● Dataset content:
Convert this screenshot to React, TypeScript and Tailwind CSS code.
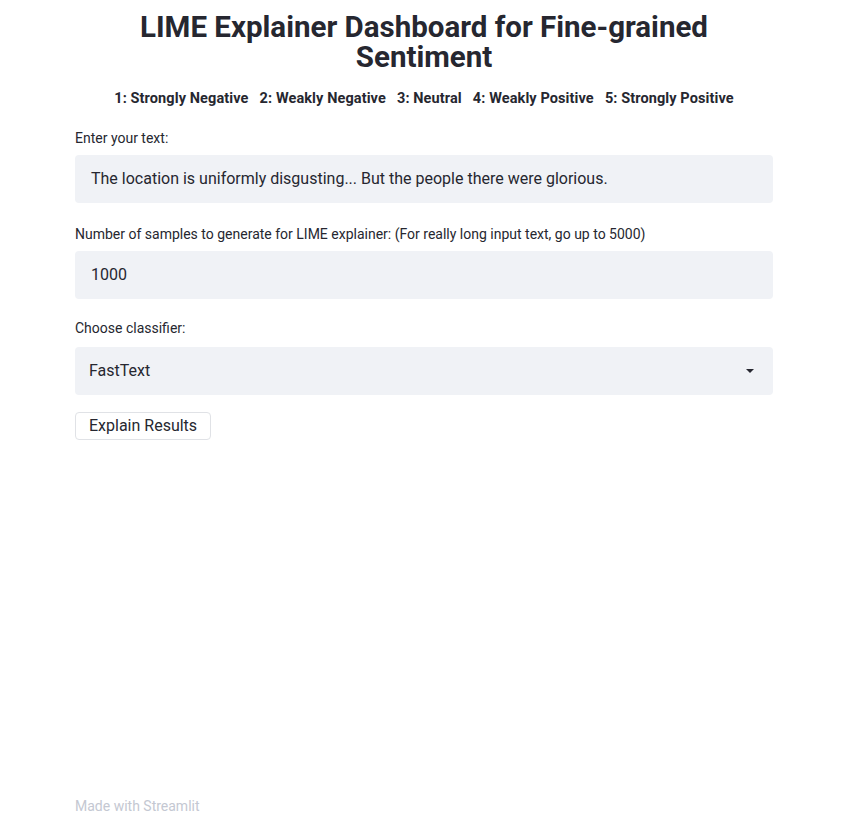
import React from 'react';

const font = { fontFamily: 'Roboto, "Noto Sans", sans-serif' };

const Label: React.FC<{ children: React.ReactNode; gap?: string }> = ({ children, gap = 'mb-[7px]' }) => (
  <div className={`${gap} text-[14px] leading-[20px] text-[#262730]`}>{children}</div>
);

const Box: React.FC<{ children: React.ReactNode }> = ({ children }) => (
  <div className="flex h-[48px] items-center rounded-[4px] bg-[#f0f2f6] px-[16px] text-[16px] text-[#262730]">
    {children}
  </div>
);

export default function App() {
  return (
    <div className="flex h-[825px] w-[855px] flex-col bg-white" style={font}>
      <div className="ml-[75px] w-[698px] flex-1">
        <h1 className="mt-[12px] text-center text-[29.5px] font-bold leading-[30px] text-[#262730]">
          LIME Explainer Dashboard for Fine-grained
          <br />
          Sentiment
        </h1>
        <p className="mt-[16px] text-center text-[14.5px] font-bold tracking-[0.1px] text-[#262730]">
          1: Strongly Negative&nbsp;&nbsp; 2: Weakly Negative&nbsp;&nbsp; 3: Neutral&nbsp;&nbsp; 4: Weakly
          Positive&nbsp;&nbsp; 5: Strongly Positive
        </p>

        <div className="mt-[18px]">
          <Label>Enter your text:</Label>
          <Box>The location is uniformly disgusting... But the people there were glorious.</Box>
        </div>

        <div className="mt-[21px]">
          <Label>Number of samples to generate for LIME explainer: (For really long input text, go up to 5000)</Label>
          <Box>1000</Box>
        </div>

        <div className="mt-[19px]">
          <Label gap="mb-[9px]">Choose classifier:</Label>
          <div className="flex h-[48px] items-center justify-between rounded-[4px] bg-[#f0f2f6] pl-[14px] pr-[18px] text-[16px] text-[#262730]">
            <span>FastText</span>
            <svg width="10" height="6" viewBox="0 0 10 6">
              <path d="M1 1h8L5 5z" fill="#262730" />
            </svg>
          </div>
        </div>

        <button className="mt-[17px] h-[28px] rounded-[4px] border border-[#e0e2e6] bg-white px-[13px] text-[16px] text-[#262730]">
          Explain Results
        </button>
      </div>
      <div className="mb-[8px] ml-[75px] w-[698px] text-[14px] text-[#c4c8d2]">Made with Streamlit</div>
    </div>
  );
}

● Goal of the exercise: Without the pictures, write out the whole listing above exactly as it appears.

● Response to this task:
Convert this screenshot to React, TypeScript and Tailwind CSS code.
import React from 'react';

const font = { fontFamily: 'Roboto, "Noto Sans", sans-serif' };

const Label: React.FC<{ children: React.ReactNode; gap?: string }> = ({ children, gap = 'mb-[7px]' }) => (
  <div className={`${gap} text-[14px] leading-[20px] text-[#262730]`}>{children}</div>
);

const Box: React.FC<{ children: React.ReactNode }> = ({ children }) => (
  <div className="flex h-[48px] items-center rounded-[4px] bg-[#f0f2f6] px-[16px] text-[16px] text-[#262730]">
    {children}
  </div>
);

export default function App() {
  return (
    <div className="flex h-[825px] w-[855px] flex-col bg-white" style={font}>
      <div className="ml-[75px] w-[698px] flex-1">
        <h1 className="mt-[12px] text-center text-[29.5px] font-bold leading-[30px] text-[#262730]">
          LIME Explainer Dashboard for Fine-grained
          <br />
          Sentiment
        </h1>
        <p className="mt-[16px] text-center text-[14.5px] font-bold tracking-[0.1px] text-[#262730]">
          1: Strongly Negative&nbsp;&nbsp; 2: Weakly Negative&nbsp;&nbsp; 3: Neutral&nbsp;&nbsp; 4: Weakly
          Positive&nbsp;&nbsp; 5: Strongly Positive
        </p>

        <div className="mt-[18px]">
          <Label>Enter your text:</Label>
          <Box>The location is uniformly disgusting... But the people there were glorious.</Box>
        </div>

        <div className="mt-[21px]">
          <Label>Number of samples to generate for LIME explainer: (For really long input text, go up to 5000)</Label>
          <Box>1000</Box>
        </div>

        <div className="mt-[19px]">
          <Label gap="mb-[9px]">Choose classifier:</Label>
          <div className="flex h-[48px] items-center justify-between rounded-[4px] bg-[#f0f2f6] pl-[14px] pr-[18px] text-[16px] text-[#262730]">
            <span>FastText</span>
            <svg width="10" height="6" viewBox="0 0 10 6">
              <path d="M1 1h8L5 5z" fill="#262730" />
            </svg>
          </div>
        </div>

        <button className="mt-[17px] h-[28px] rounded-[4px] border border-[#e0e2e6] bg-white px-[13px] text-[16px] text-[#262730]">
          Explain Results
        </button>
      </div>
      <div className="mb-[8px] ml-[75px] w-[698px] text-[14px] text-[#c4c8d2]">Made with Streamlit</div>
    </div>
  );
}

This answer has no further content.